The play takes place during one of Masha’s infrequent visits, disturbing the decidedly Chekhovian atmosphere of regret Sonia feels keenly, and Vanya perhaps a little less so, over not having “lived.” Masha, by contrast, has “lived,” if maybe a smidge too long, as becomes apparent when she brings a boy-toy named Spike in her train (Zachary Andrews). (Although he too has a Russian name if you dig deep enough; he’s actually named Vlad.) The moment Spike takes off his shirt and strips down to his undies (as he rapidly does), two things become apparent: a) Masha is in denial about her age, and b) Andrews must spend a couple of hours a day working out. (I was reminded of the moment the marginally more ripped Sebastian Stan went shirtless in a recent revival of Picnic on Broadway.) In the course of the play, Masha is going to have to come clean with herself about her little denial problem.

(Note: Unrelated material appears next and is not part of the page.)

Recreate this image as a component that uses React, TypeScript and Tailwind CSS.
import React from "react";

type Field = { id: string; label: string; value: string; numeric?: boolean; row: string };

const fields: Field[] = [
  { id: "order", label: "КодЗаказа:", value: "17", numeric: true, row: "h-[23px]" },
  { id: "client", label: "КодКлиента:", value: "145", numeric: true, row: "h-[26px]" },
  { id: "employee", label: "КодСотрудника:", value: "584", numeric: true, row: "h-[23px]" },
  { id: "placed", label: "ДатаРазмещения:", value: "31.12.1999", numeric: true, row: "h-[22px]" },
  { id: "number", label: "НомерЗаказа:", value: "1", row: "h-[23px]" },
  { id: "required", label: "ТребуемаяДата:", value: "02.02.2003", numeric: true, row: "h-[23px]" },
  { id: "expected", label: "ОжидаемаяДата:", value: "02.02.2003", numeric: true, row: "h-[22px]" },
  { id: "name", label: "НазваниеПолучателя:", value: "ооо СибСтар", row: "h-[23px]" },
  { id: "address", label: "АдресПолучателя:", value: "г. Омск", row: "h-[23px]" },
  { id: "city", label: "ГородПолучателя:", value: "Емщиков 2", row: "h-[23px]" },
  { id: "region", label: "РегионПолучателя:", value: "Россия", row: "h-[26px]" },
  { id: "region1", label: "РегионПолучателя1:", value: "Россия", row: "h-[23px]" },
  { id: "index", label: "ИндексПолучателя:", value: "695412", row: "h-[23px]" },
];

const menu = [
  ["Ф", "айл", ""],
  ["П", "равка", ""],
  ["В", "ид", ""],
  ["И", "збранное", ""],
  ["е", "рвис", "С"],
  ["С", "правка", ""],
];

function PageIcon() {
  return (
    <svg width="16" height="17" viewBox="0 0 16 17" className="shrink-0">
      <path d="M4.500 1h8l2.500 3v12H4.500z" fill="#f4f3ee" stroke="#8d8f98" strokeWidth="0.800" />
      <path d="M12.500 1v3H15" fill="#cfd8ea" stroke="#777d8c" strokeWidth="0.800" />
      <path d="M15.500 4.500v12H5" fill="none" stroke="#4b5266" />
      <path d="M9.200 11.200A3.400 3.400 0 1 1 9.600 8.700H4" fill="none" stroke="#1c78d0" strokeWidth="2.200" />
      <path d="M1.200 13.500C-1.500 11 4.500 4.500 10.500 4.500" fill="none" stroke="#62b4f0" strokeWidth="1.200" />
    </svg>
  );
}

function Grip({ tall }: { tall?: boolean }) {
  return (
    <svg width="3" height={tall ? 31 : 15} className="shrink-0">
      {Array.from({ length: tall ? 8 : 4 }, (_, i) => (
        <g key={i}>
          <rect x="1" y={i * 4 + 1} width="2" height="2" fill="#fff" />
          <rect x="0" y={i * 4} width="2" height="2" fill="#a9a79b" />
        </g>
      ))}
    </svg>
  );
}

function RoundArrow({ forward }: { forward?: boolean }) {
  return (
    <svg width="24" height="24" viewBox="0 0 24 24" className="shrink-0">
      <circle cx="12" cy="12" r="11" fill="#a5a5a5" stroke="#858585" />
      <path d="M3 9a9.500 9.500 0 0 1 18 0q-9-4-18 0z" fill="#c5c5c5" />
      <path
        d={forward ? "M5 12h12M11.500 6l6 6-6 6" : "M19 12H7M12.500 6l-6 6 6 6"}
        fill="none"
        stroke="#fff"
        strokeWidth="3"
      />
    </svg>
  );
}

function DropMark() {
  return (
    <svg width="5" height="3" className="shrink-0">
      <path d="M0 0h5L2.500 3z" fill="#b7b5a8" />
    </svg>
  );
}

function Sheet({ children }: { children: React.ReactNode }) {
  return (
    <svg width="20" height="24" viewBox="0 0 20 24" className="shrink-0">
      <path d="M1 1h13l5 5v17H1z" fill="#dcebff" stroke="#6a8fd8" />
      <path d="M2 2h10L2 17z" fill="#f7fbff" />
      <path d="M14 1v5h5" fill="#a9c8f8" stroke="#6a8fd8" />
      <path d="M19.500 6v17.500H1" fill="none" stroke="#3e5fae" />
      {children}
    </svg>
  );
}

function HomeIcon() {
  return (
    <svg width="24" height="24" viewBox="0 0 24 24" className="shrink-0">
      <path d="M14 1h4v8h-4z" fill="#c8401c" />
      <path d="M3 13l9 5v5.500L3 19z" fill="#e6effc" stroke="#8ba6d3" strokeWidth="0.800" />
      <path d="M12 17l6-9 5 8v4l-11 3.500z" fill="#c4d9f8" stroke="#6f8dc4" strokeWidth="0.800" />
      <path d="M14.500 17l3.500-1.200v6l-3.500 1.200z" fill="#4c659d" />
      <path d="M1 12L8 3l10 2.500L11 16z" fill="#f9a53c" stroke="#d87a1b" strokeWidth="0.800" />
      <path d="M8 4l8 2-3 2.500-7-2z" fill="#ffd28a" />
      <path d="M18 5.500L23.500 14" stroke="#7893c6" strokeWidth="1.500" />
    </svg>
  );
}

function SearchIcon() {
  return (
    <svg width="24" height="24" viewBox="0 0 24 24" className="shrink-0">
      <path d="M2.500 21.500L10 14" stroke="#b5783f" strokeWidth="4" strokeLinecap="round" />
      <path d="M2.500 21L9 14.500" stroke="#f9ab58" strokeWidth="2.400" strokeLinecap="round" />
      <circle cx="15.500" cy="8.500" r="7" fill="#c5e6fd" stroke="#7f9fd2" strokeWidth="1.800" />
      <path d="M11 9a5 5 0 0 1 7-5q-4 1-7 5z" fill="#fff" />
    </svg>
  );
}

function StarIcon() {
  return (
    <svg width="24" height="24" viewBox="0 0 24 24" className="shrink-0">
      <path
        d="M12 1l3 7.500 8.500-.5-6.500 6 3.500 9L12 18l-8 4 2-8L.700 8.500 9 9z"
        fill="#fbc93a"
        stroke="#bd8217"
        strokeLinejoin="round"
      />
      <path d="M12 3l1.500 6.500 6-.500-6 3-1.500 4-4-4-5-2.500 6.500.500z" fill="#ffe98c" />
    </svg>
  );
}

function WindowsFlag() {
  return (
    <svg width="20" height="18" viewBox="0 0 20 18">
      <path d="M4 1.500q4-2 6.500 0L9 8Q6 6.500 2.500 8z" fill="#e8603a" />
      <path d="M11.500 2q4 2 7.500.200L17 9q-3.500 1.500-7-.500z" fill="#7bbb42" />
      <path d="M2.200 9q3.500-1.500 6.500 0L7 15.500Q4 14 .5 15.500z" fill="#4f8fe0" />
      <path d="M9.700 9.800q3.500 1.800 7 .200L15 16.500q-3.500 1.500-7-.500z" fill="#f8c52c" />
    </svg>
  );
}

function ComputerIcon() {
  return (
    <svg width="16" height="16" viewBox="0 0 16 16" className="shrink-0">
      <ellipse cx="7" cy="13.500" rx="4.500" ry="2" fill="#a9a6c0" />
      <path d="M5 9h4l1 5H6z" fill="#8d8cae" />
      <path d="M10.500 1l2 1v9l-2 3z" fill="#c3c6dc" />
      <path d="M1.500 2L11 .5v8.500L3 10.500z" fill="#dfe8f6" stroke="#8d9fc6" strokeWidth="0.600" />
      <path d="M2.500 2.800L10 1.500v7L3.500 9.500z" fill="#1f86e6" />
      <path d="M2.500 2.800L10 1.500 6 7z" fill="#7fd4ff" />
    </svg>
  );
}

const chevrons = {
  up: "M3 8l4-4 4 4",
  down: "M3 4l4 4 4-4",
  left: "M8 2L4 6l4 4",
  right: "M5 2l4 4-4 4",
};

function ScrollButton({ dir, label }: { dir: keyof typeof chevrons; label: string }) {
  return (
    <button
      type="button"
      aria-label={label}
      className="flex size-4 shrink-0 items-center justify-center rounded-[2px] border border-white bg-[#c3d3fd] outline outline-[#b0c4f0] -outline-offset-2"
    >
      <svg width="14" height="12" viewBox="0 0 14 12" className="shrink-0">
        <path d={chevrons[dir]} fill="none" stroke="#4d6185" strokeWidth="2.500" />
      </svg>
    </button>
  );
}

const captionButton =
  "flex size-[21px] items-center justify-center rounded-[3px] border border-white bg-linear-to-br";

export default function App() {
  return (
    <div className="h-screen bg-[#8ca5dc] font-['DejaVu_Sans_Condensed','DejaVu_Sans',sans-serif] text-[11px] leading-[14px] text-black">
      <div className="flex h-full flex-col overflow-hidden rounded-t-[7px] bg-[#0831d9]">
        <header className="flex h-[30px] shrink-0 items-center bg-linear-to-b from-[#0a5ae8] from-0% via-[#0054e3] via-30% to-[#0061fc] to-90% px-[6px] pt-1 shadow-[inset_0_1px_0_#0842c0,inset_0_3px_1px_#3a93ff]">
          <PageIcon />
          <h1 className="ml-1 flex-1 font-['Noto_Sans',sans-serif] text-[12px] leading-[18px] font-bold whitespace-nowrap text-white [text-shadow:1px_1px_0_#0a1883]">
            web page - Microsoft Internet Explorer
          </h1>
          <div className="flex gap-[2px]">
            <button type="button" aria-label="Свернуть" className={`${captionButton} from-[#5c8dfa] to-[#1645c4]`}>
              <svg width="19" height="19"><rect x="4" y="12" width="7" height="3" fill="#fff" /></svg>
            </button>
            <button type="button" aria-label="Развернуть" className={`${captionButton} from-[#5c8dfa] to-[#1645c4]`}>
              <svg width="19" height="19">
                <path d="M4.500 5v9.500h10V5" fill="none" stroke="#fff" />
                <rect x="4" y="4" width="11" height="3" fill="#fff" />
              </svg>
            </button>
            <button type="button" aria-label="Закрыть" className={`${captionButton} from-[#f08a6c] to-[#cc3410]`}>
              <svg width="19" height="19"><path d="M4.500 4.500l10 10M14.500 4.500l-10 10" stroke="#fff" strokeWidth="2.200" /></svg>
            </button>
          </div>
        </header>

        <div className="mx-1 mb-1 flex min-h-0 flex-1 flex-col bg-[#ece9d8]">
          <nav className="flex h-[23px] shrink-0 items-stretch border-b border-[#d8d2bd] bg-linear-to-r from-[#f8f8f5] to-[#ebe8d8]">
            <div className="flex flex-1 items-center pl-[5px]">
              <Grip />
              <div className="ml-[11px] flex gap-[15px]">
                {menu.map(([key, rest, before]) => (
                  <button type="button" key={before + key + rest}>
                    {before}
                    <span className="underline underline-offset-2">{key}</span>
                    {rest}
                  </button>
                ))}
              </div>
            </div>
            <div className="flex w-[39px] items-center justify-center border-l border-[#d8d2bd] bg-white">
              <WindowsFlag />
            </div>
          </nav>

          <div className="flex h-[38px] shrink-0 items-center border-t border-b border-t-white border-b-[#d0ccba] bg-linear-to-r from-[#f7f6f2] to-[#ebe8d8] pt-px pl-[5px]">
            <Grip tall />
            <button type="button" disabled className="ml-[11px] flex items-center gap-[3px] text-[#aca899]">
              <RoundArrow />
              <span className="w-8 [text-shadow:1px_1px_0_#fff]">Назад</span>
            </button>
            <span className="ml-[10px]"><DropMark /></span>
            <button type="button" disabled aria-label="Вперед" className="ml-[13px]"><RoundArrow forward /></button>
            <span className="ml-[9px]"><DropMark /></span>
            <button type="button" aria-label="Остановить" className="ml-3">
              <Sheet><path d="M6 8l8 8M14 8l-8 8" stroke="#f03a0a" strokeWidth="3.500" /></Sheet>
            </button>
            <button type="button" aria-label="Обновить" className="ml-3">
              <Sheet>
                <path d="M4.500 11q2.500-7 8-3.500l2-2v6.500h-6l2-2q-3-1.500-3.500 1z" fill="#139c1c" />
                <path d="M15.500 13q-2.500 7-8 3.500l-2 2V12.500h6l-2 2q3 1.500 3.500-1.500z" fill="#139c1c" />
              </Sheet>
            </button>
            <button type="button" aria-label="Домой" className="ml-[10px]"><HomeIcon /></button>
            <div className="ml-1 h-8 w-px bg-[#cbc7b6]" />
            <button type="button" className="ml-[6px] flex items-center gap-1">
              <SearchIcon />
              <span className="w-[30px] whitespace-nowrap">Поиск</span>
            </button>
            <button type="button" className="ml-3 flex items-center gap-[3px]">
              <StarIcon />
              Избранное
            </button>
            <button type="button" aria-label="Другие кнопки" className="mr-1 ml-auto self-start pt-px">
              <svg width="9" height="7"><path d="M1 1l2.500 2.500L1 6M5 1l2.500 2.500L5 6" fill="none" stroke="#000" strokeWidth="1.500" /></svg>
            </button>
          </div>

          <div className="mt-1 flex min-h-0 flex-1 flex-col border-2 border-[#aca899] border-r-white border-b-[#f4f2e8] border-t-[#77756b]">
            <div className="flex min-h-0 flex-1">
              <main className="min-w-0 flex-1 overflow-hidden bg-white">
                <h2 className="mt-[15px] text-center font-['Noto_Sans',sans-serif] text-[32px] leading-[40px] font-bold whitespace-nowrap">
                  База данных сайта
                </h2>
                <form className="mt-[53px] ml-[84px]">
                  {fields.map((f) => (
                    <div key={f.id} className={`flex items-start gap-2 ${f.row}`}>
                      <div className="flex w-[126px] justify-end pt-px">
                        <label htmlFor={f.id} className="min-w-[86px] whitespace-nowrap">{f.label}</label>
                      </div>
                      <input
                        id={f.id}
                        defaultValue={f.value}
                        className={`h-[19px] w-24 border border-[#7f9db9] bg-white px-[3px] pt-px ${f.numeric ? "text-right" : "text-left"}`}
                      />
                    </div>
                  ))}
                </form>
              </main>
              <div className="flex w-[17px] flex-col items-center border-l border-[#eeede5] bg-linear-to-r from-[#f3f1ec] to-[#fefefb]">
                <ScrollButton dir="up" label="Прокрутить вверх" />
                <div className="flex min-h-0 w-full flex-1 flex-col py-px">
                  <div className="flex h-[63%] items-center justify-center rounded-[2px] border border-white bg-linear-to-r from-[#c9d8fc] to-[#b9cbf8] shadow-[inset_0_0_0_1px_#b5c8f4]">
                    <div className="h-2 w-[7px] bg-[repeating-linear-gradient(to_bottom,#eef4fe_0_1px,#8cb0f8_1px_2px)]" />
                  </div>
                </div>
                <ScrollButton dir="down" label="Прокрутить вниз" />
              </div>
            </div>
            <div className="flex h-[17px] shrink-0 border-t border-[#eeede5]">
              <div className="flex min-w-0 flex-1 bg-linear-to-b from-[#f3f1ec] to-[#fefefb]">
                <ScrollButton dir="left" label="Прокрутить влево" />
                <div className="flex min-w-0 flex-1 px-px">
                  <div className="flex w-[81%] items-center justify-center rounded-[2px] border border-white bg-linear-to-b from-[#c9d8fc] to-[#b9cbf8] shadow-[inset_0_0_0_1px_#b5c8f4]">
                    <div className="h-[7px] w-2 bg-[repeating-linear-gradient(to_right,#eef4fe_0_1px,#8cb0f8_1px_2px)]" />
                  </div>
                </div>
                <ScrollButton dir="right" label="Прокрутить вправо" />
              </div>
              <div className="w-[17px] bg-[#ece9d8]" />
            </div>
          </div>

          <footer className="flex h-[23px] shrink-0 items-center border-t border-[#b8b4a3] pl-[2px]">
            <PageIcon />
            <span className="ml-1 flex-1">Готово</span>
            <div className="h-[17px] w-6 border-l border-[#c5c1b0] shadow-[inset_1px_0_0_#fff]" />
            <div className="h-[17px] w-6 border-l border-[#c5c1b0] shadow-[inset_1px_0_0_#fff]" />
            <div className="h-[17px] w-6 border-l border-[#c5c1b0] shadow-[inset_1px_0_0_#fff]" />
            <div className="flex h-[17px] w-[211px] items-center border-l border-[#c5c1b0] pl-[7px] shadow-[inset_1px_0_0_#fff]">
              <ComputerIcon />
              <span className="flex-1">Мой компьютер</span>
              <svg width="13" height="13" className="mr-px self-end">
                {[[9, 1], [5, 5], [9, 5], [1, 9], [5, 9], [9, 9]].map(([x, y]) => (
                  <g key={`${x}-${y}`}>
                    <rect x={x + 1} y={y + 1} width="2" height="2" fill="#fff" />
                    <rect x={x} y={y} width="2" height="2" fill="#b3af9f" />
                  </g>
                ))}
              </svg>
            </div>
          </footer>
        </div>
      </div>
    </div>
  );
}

Help – for Vanya and Sonia with their empty lives, for Masha with her denial – comes in the form of the two other characters. One is dewy neighbor Nina (of course she’d be named Nina) (Emily Peterson), so awestruck by Masha’s celebrity and by what she interprets with only partial accuracy as everyone else’s niceness that she is proof against the bitchiness and insanity that the siblings generate. The other is the sole character whose name comes from a different frame of literary reference, the zany and somewhat prophetic cleaning lady Cassandra. Kerry Warren is incandescent in that role; of course the play is not a competition, but if it were, her over-the-top portrayal, sliding constantly from frenzy to matter-of-factness to solemn, eye-rolling intimations of doom, would win the palm. As her name implies, she is the predictor of ominous fates whom no one ever believes – which is just as well much of the time because she gets so many details wrong. She is also a dab hand at voodoo. Unlike Hamlet, where the play-within-the-play is the thing, here the thing is an offstage costume ball, which provides an occasion for physical comedy, fashion jokes, and a plausible catalyst for the sort of happy ending Durang bestows upon his characters.

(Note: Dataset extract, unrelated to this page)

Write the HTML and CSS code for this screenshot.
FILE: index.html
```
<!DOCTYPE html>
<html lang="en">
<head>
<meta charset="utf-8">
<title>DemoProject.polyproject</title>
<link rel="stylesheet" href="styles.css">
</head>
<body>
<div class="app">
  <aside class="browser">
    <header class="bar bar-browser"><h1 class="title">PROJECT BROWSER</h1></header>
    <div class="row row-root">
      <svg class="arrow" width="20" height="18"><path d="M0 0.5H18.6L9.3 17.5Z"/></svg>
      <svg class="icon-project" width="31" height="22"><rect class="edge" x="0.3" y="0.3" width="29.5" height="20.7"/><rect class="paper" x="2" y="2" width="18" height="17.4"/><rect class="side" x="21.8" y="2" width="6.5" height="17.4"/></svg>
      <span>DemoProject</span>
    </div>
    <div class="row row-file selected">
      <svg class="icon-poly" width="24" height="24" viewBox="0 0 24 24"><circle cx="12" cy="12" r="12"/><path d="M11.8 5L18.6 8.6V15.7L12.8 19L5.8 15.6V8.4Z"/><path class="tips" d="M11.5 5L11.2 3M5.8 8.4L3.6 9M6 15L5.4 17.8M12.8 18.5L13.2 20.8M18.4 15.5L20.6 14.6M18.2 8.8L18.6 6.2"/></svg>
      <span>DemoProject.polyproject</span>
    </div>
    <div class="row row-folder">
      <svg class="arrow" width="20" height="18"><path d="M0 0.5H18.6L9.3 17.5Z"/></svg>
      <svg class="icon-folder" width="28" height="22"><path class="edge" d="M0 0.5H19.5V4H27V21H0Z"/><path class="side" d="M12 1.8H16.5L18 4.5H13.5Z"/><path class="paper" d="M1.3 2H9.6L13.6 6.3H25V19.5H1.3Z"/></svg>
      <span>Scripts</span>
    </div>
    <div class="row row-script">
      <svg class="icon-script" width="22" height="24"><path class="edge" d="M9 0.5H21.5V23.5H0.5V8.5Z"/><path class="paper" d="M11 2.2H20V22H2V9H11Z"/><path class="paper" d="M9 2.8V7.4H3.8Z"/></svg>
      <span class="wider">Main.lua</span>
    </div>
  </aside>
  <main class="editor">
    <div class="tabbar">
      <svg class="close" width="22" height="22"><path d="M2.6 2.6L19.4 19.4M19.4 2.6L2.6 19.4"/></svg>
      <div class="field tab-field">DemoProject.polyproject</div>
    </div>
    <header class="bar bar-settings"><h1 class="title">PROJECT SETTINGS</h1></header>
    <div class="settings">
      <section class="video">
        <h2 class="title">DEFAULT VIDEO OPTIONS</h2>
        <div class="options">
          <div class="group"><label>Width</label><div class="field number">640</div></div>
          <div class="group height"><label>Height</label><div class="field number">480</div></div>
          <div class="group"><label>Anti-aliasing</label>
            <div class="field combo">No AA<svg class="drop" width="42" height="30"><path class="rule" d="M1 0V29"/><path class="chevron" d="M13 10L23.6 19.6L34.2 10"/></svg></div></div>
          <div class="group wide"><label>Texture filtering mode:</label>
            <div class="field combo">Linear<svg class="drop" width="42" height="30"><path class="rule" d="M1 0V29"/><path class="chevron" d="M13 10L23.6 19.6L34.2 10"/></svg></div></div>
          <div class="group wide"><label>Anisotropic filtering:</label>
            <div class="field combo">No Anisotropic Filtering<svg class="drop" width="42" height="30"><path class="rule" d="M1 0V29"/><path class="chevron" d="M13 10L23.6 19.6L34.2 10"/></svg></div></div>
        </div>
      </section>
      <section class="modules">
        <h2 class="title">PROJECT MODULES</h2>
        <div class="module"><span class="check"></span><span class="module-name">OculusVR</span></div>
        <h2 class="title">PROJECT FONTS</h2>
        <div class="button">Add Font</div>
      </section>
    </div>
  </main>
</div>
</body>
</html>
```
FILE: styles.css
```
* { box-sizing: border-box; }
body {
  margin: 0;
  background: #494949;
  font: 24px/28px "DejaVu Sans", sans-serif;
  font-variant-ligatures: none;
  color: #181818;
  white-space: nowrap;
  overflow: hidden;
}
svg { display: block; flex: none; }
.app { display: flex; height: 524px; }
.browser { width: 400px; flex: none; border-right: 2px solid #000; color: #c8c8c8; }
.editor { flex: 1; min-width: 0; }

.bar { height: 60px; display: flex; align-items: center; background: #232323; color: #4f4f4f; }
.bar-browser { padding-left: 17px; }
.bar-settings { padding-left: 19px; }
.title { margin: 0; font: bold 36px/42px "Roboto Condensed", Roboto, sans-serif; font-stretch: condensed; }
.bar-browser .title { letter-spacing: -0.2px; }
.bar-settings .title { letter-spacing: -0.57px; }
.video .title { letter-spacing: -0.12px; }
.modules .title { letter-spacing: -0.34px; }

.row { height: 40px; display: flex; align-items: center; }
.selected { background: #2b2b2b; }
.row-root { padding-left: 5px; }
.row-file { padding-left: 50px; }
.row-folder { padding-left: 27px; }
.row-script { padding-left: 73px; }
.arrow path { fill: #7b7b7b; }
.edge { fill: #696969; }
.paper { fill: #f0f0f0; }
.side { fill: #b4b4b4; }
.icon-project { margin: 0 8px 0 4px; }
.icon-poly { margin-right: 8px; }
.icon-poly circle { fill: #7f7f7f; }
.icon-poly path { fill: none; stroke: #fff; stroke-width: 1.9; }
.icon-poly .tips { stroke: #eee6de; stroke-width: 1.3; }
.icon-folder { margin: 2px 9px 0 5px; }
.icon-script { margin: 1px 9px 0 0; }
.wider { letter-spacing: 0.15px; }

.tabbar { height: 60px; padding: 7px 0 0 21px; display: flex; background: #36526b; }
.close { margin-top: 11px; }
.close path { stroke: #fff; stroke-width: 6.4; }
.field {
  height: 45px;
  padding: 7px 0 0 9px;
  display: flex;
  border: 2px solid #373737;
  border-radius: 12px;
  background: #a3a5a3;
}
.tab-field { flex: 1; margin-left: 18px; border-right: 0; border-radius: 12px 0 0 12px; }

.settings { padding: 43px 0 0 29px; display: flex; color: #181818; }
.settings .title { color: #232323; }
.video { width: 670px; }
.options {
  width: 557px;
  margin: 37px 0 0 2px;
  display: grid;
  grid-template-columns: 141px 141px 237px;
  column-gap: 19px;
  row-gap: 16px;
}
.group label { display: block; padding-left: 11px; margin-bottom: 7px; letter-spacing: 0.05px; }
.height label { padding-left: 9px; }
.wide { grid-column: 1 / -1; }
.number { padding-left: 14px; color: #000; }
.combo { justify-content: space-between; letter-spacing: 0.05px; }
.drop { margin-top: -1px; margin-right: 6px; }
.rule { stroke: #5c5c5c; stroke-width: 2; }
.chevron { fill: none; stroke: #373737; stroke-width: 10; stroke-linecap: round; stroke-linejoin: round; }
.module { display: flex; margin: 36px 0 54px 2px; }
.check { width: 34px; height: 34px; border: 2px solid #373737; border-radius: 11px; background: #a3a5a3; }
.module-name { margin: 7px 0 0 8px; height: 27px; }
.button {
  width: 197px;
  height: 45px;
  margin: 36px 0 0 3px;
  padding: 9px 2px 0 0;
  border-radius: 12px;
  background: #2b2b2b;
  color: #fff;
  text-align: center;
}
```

As the ending suggests, Christopher Durang seems to have mellowed. The rage that informed his earlier plays Sister Mary Ignatius Explains It All For You and The Marriage of Bette and Boo is not on display here, which is one of the reasons I predict a community theater apotheosis for this work (no one being perturbed anymore by a couple of salty expressions hither and yon). While no character escapes ridicule, at bottom this is a celebration of an extended family in all its flawed diversity. Because this is the theme, Vanya and Sonia feels more the way You Can’t Take It With You or Ah, Wilderness! do than the way Mary Ignatius does.

The only thing likely to keep this play from becoming a permanent fixture of the American stage is its extreme topicality. For instance, a repeated joke is that Spike’s claim to fame is that he was nearly cast in a television series called Entourage 2. In twenty years, mostly only oldsters will get the reference. Indeed, the one weak moment in the play is an Act Two rant by Vanya against modernity, which will suffer over time as the modern things he doesn’t like become yesteryear’s playthings.

The speech doesn’t even work on its own terms. It starts out promisingly, with Vanya properly if a little excessively incensed at Spike’s “multitasking” with his cellphone while Vanya’s fledgling effort as a playwright is being read aloud (and thus Vanya’s soul is being bared). But Vanya’s bile at bad cellphone manners comically degenerates quickly into a paean to the lost art of licking postage stamps, and then goes on and on. We get the point much more quickly than Durang evidently supposes. And we lose sympathy with Vanya’s fogeydom as the postage stamp monologue proceeds. It’s not Bruce Nelson‘s fault; he is a performer with great timing. If it were possible to keep the speech from curdling, he could do it. He can’t.

But that is a minor carp. Whatever may happen to the play in years to come, today’s playgoers are absolutely going to love it. It’s a typically impeccable Center Stage affair – great sets, lighting, costumes, direction, acting – at the disposal of a simply hilarious show. Not to be missed.